> _SHORT EXERCISE_
Pictures appear in the records below; write out everything else exactly.

> _Front-end source files_
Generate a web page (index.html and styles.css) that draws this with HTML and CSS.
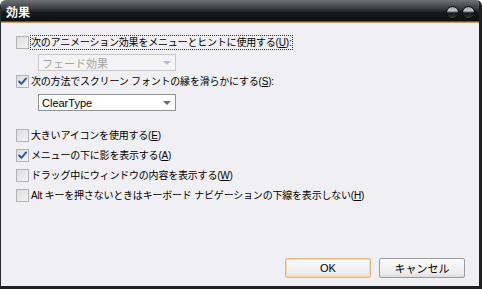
FILE: index.html
```html
<!DOCTYPE html>
<html lang="ja">
<head>
    <meta charset="UTF-8">
    <title>効果</title>
    <link rel="stylesheet" href="styles.css">
</head>
<body>
    <div class="window">
        <div class="titlebar">
            <span class="title">効果</span>
            <div class="title-buttons">
                <span class="orb"></span>
                <span class="orb"></span>
            </div>
        </div>
        <div class="content">
            <div class="row">
                <span class="check"></span>
                <span class="label focus">次のアニメーション効果をメニューとヒントに使用する(<u>U</u>):</span>
            </div>
            <div class="combo disabled">
                <span class="combo-text">フェード効果</span>
                <span class="combo-arrow"></span>
            </div>
            <div class="row row-second">
                <span class="check"><svg viewBox="0 0 13 13"><path d="M2.5 6.5 L5.2 9.3 L10.8 2.8"/></svg></span>
                <span class="label">次の方法でスクリーン フォントの縁を滑らかにする(<u>S</u>):</span>
            </div>
            <div class="combo">
                <span class="combo-text">ClearType</span>
                <span class="combo-arrow"></span>
            </div>
            <div class="options">
                <div class="row">
                    <span class="check"></span>
                    <span class="label">大きいアイコンを使用する(<u>E</u>)</span>
                </div>
                <div class="row">
                    <span class="check"><svg viewBox="0 0 13 13"><path d="M2.5 6.5 L5.2 9.3 L10.8 2.8"/></svg></span>
                    <span class="label">メニューの下に影を表示する(<u>A</u>)</span>
                </div>
                <div class="row">
                    <span class="check"></span>
                    <span class="label">ドラッグ中にウィンドウの内容を表示する(<u>W</u>)</span>
                </div>
                <div class="row">
                    <span class="check"></span>
                    <span class="label">Alt キーを押さないときはキーボード ナビゲーションの下線を表示しない(<u>H</u>)</span>
                </div>
            </div>
        </div>
        <div class="footer">
            <button class="btn default">OK</button>
            <button class="btn">キャンセル</button>
        </div>
    </div>
</body>
</html>
```

FILE: styles.css
```css
* {
    margin: 0;
    padding: 0;
    box-sizing: border-box;
}

body {
    font-family: "Liberation Sans", "Noto Sans CJK JP", sans-serif;
    font-size: 10px;
    color: #000;
    background: #fff;
}

.window {
    width: 482px;
    height: 289px;
    display: flex;
    flex-direction: column;
    background: #f0eff3;
    border-left: 1px solid #2a2c30;
    border-right: 3px solid #1e2024;
    border-bottom: 3px solid #1e2024;
    border-radius: 6px 6px 0 0;
    overflow: hidden;
}

.titlebar {
    height: 22px;
    display: flex;
    align-items: center;
    justify-content: space-between;
    padding: 0 7px 0 6px;
    background: linear-gradient(#6e7276, #3a3e42 40%, #16191c 60%, #0e1113);
    border-bottom: 1px solid #8a4418;
    box-shadow: 0 1px 0 #c9a15c;
    margin-right: -3px;
    margin-left: -1px;
}

.title {
    color: #fff;
    font-weight: bold;
    font-size: 12px;
    padding-top: 1px;
}

.title-buttons {
    display: flex;
    gap: 3px;
    padding-top: 3px;
}

.orb {
    width: 13px;
    height: 13px;
    border-radius: 50%;
    border: 1px solid #050505;
    background: linear-gradient(#9a9da0, #c4c6c8 30%, #6c6f72 48%, #101214 52%, #2a2d30 85%, #505356);
}

.content {
    padding: 13px 0 0 15px;
    display: flex;
    flex-direction: column;
}

.row {
    display: flex;
    align-items: center;
    height: 15px;
}

.row-second {
    margin-top: 3px;
}

.check {
    width: 13px;
    height: 13px;
    border: 1px solid #b3b3b3;
    background: linear-gradient(135deg, #dcdcdc, #f4f4f4);
    flex: none;
    display: flex;
}

.check svg {
    width: 11px;
    height: 11px;
}

.check path {
    fill: none;
    stroke: #2155a6;
    stroke-width: 2.2;
    stroke-linecap: round;
    stroke-linejoin: round;
}

.label {
    margin-left: 1px;
    padding: 0 1px 0 0;
    white-space: nowrap;
    line-height: 13px;
    letter-spacing: -0.2px;
    border: 1px solid transparent;
}

.label.focus {
    border: 1px dotted #333;
}

.label u {
    text-underline-offset: 1px;
}

.combo {
    width: 138px;
    height: 17px;
    margin: 4px 0 0 22px;
    display: flex;
    align-items: center;
    background: #fff;
    border: 1px solid #8f9398;
    font-size: 11px;
}

.row-second + .combo {
    margin-top: 5px;
}

.combo.disabled {
    background: #f4f4f4;
    border-color: #c9c9c9;
    color: #a4a4a4;
}

.combo-text {
    flex: 1;
    padding-left: 3px;
}

.combo-arrow {
    width: 16px;
    height: 15px;
    display: flex;
    align-items: center;
    justify-content: center;
}

.combo-arrow::after {
    content: "";
    border-left: 4px solid transparent;
    border-right: 4px solid transparent;
    border-top: 4px solid #6c6c6c;
}

.combo.disabled .combo-arrow::after {
    border-top-color: #b4c0d0;
}

.options {
    margin-top: 14px;
    display: flex;
    flex-direction: column;
}

.options .row {
    height: 20px;
}

.footer {
    margin-top: auto;
    display: flex;
    justify-content: flex-end;
    gap: 8px;
    padding: 0 14px 8px 0;
}

.btn {
    width: 86px;
    height: 20px;
    font-family: inherit;
    font-size: 11px;
    color: #000;
    border: 1px solid #9a9a9a;
    border-radius: 2px;
    background: linear-gradient(#fbfbfb, #ececec 80%, #dcdcdc);
}

.btn.default {
    border-color: #e6b478;
    box-shadow: inset 0 0 0 1px #f7d9a8;
}
```
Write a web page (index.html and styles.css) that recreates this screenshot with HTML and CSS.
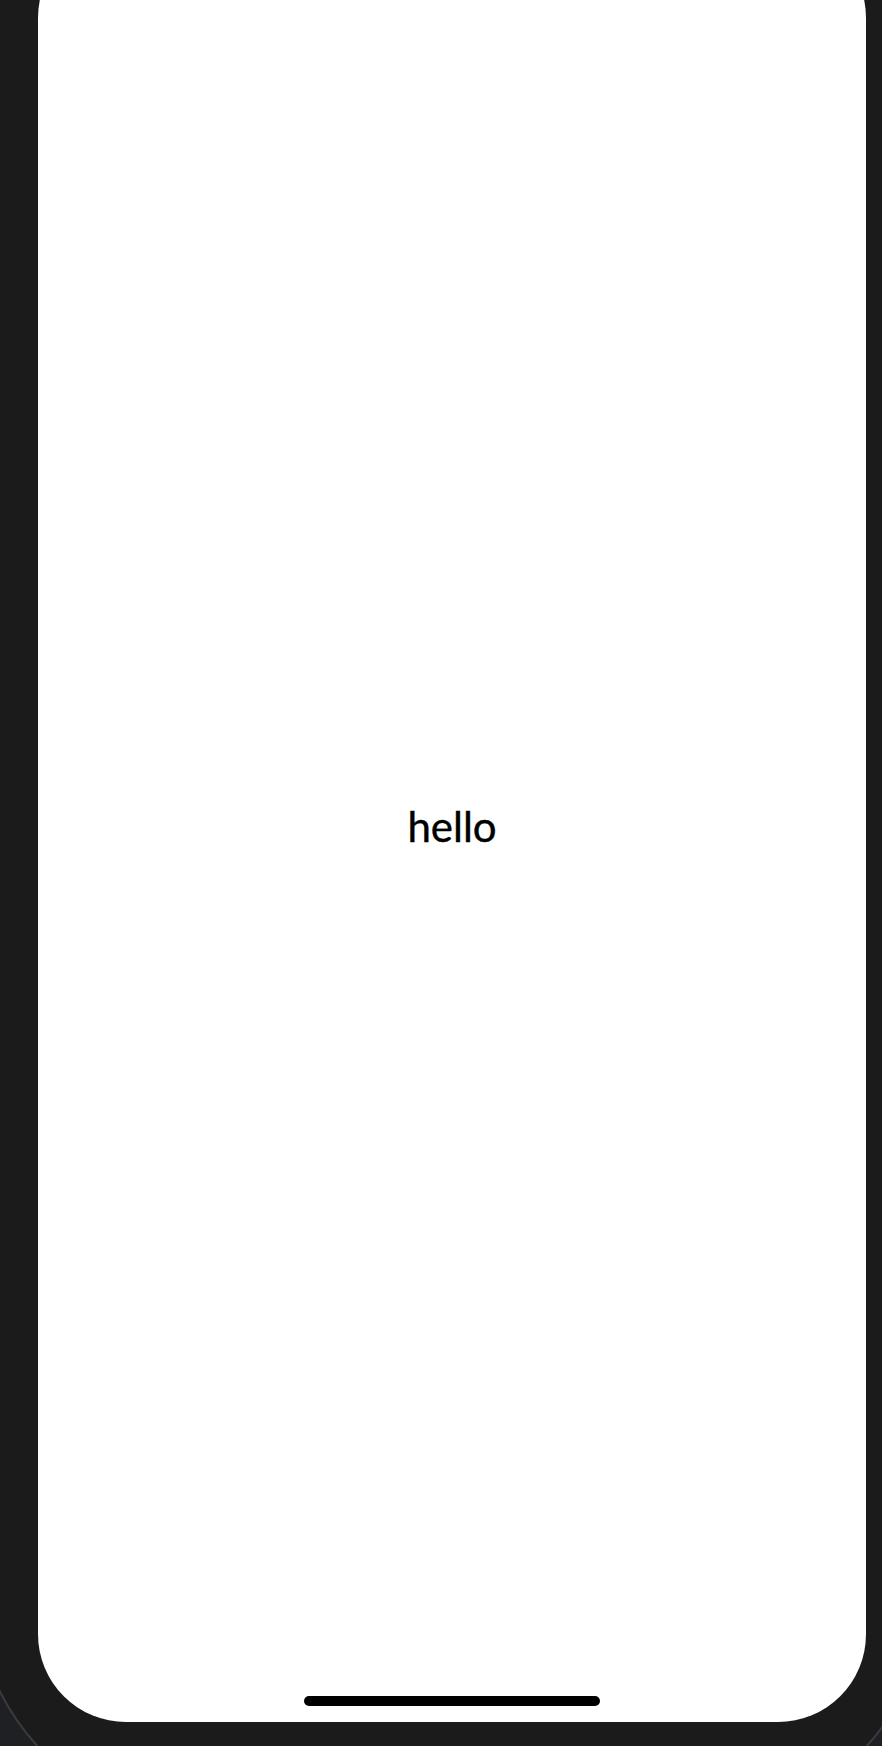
FILE: index.html
```html
<!DOCTYPE html>
<html lang="en">
<head>
<meta charset="utf-8">
<title>hello</title>
<link rel="stylesheet" href="styles.css">
</head>
<body>
  <div class="device">
    <div class="screen">
      <div class="content">
        <span class="greeting">hello</span>
      </div>
      <div class="home-bar"></div>
    </div>
  </div>
</body>
</html>
```

FILE: styles.css
```css
html {
  background: #1e2024;
}

body {
  margin: 0;
  height: 100vh;
  overflow: hidden;
}

.device {
  box-sizing: border-box;
  width: 960px;
  margin-left: -28px;
  margin-top: -200px;
  padding: 128px 64px 105px;
  background: #1b1b1b;
  border: 2px solid #3b3b3d;
  border-radius: 250px;
}

.screen {
  width: 828px;
  height: 1792px;
  background: #ffffff;
  border-radius: 88px;
  display: flex;
  flex-direction: column;
}

.content {
  flex: 1;
  display: flex;
  align-items: center;
  justify-content: center;
  padding-top: 26px;
}

.greeting {
  font-family: "Lato", "Noto Sans", sans-serif;
  font-size: 42px;
  line-height: 1;
  color: #000000;
  -webkit-text-stroke: 0.4px #000000;
}

.home-bar {
  width: 296px;
  height: 10px;
  margin: 0 auto 16px;
  background: #000000;
  border-radius: 5px;
}
```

> _FULL OUTPUT_
Generate a web page (index.html and styles.css) that draws this with HTML and CSS.
FILE: index.html
```html
<!DOCTYPE html>
<html lang="ja">
<head>
    <meta charset="UTF-8">
    <title>効果</title>
    <link rel="stylesheet" href="styles.css">
</head>
<body>
    <div class="window">
        <div class="titlebar">
            <span class="title">効果</span>
            <div class="title-buttons">
                <span class="orb"></span>
                <span class="orb"></span>
            </div>
        </div>
        <div class="content">
            <div class="row">
                <span class="check"></span>
                <span class="label focus">次のアニメーション効果をメニューとヒントに使用する(<u>U</u>):</span>
            </div>
            <div class="combo disabled">
                <span class="combo-text">フェード効果</span>
                <span class="combo-arrow"></span>
            </div>
            <div class="row row-second">
                <span class="check"><svg viewBox="0 0 13 13"><path d="M2.5 6.5 L5.2 9.3 L10.8 2.8"/></svg></span>
                <span class="label">次の方法でスクリーン フォントの縁を滑らかにする(<u>S</u>):</span>
            </div>
            <div class="combo">
                <span class="combo-text">ClearType</span>
                <span class="combo-arrow"></span>
            </div>
            <div class="options">
                <div class="row">
                    <span class="check"></span>
                    <span class="label">大きいアイコンを使用する(<u>E</u>)</span>
                </div>
                <div class="row">
                    <span class="check"><svg viewBox="0 0 13 13"><path d="M2.5 6.5 L5.2 9.3 L10.8 2.8"/></svg></span>
                    <span class="label">メニューの下に影を表示する(<u>A</u>)</span>
                </div>
                <div class="row">
                    <span class="check"></span>
                    <span class="label">ドラッグ中にウィンドウの内容を表示する(<u>W</u>)</span>
                </div>
                <div class="row">
                    <span class="check"></span>
                    <span class="label">Alt キーを押さないときはキーボード ナビゲーションの下線を表示しない(<u>H</u>)</span>
                </div>
            </div>
        </div>
        <div class="footer">
            <button class="btn default">OK</button>
            <button class="btn">キャンセル</button>
        </div>
    </div>
</body>
</html>
```

FILE: styles.css
```css
* {
    margin: 0;
    padding: 0;
    box-sizing: border-box;
}

body {
    font-family: "Liberation Sans", "Noto Sans CJK JP", sans-serif;
    font-size: 10px;
    color: #000;
    background: #fff;
}

.window {
    width: 482px;
    height: 289px;
    display: flex;
    flex-direction: column;
    background: #f0eff3;
    border-left: 1px solid #2a2c30;
    border-right: 3px solid #1e2024;
    border-bottom: 3px solid #1e2024;
    border-radius: 6px 6px 0 0;
    overflow: hidden;
}

.titlebar {
    height: 22px;
    display: flex;
    align-items: center;
    justify-content: space-between;
    padding: 0 7px 0 6px;
    background: linear-gradient(#6e7276, #3a3e42 40%, #16191c 60%, #0e1113);
    border-bottom: 1px solid #8a4418;
    box-shadow: 0 1px 0 #c9a15c;
    margin-right: -3px;
    margin-left: -1px;
}

.title {
    color: #fff;
    font-weight: bold;
    font-size: 12px;
    padding-top: 1px;
}

.title-buttons {
    display: flex;
    gap: 3px;
    padding-top: 3px;
}

.orb {
    width: 13px;
    height: 13px;
    border-radius: 50%;
    border: 1px solid #050505;
    background: linear-gradient(#9a9da0, #c4c6c8 30%, #6c6f72 48%, #101214 52%, #2a2d30 85%, #505356);
}

.content {
    padding: 13px 0 0 15px;
    display: flex;
    flex-direction: column;
}

.row {
    display: flex;
    align-items: center;
    height: 15px;
}

.row-second {
    margin-top: 3px;
}

.check {
    width: 13px;
    height: 13px;
    border: 1px solid #b3b3b3;
    background: linear-gradient(135deg, #dcdcdc, #f4f4f4);
    flex: none;
    display: flex;
}

.check svg {
    width: 11px;
    height: 11px;
}

.check path {
    fill: none;
    stroke: #2155a6;
    stroke-width: 2.2;
    stroke-linecap: round;
    stroke-linejoin: round;
}

.label {
    margin-left: 1px;
    padding: 0 1px 0 0;
    white-space: nowrap;
    line-height: 13px;
    letter-spacing: -0.2px;
    border: 1px solid transparent;
}

.label.focus {
    border: 1px dotted #333;
}

.label u {
    text-underline-offset: 1px;
}

.combo {
    width: 138px;
    height: 17px;
    margin: 4px 0 0 22px;
    display: flex;
    align-items: center;
    background: #fff;
    border: 1px solid #8f9398;
    font-size: 11px;
}

.row-second + .combo {
    margin-top: 5px;
}

.combo.disabled {
    background: #f4f4f4;
    border-color: #c9c9c9;
    color: #a4a4a4;
}

.combo-text {
    flex: 1;
    padding-left: 3px;
}

.combo-arrow {
    width: 16px;
    height: 15px;
    display: flex;
    align-items: center;
    justify-content: center;
}

.combo-arrow::after {
    content: "";
    border-left: 4px solid transparent;
    border-right: 4px solid transparent;
    border-top: 4px solid #6c6c6c;
}

.combo.disabled .combo-arrow::after {
    border-top-color: #b4c0d0;
}

.options {
    margin-top: 14px;
    display: flex;
    flex-direction: column;
}

.options .row {
    height: 20px;
}

.footer {
    margin-top: auto;
    display: flex;
    justify-content: flex-end;
    gap: 8px;
    padding: 0 14px 8px 0;
}

.btn {
    width: 86px;
    height: 20px;
    font-family: inherit;
    font-size: 11px;
    color: #000;
    border: 1px solid #9a9a9a;
    border-radius: 2px;
    background: linear-gradient(#fbfbfb, #ececec 80%, #dcdcdc);
}

.btn.default {
    border-color: #e6b478;
    box-shadow: inset 0 0 0 1px #f7d9a8;
}
```
Write a web page (index.html and styles.css) that recreates this screenshot with HTML and CSS.
FILE: index.html
```html
<!DOCTYPE html>
<html lang="en">
<head>
<meta charset="utf-8">
<title>hello</title>
<link rel="stylesheet" href="styles.css">
</head>
<body>
  <div class="device">
    <div class="screen">
      <div class="content">
        <span class="greeting">hello</span>
      </div>
      <div class="home-bar"></div>
    </div>
  </div>
</body>
</html>
```

FILE: styles.css
```css
html {
  background: #1e2024;
}

body {
  margin: 0;
  height: 100vh;
  overflow: hidden;
}

.device {
  box-sizing: border-box;
  width: 960px;
  margin-left: -28px;
  margin-top: -200px;
  padding: 128px 64px 105px;
  background: #1b1b1b;
  border: 2px solid #3b3b3d;
  border-radius: 250px;
}

.screen {
  width: 828px;
  height: 1792px;
  background: #ffffff;
  border-radius: 88px;
  display: flex;
  flex-direction: column;
}

.content {
  flex: 1;
  display: flex;
  align-items: center;
  justify-content: center;
  padding-top: 26px;
}

.greeting {
  font-family: "Lato", "Noto Sans", sans-serif;
  font-size: 42px;
  line-height: 1;
  color: #000000;
  -webkit-text-stroke: 0.4px #000000;
}

.home-bar {
  width: 296px;
  height: 10px;
  margin: 0 auto 16px;
  background: #000000;
  border-radius: 5px;
}
```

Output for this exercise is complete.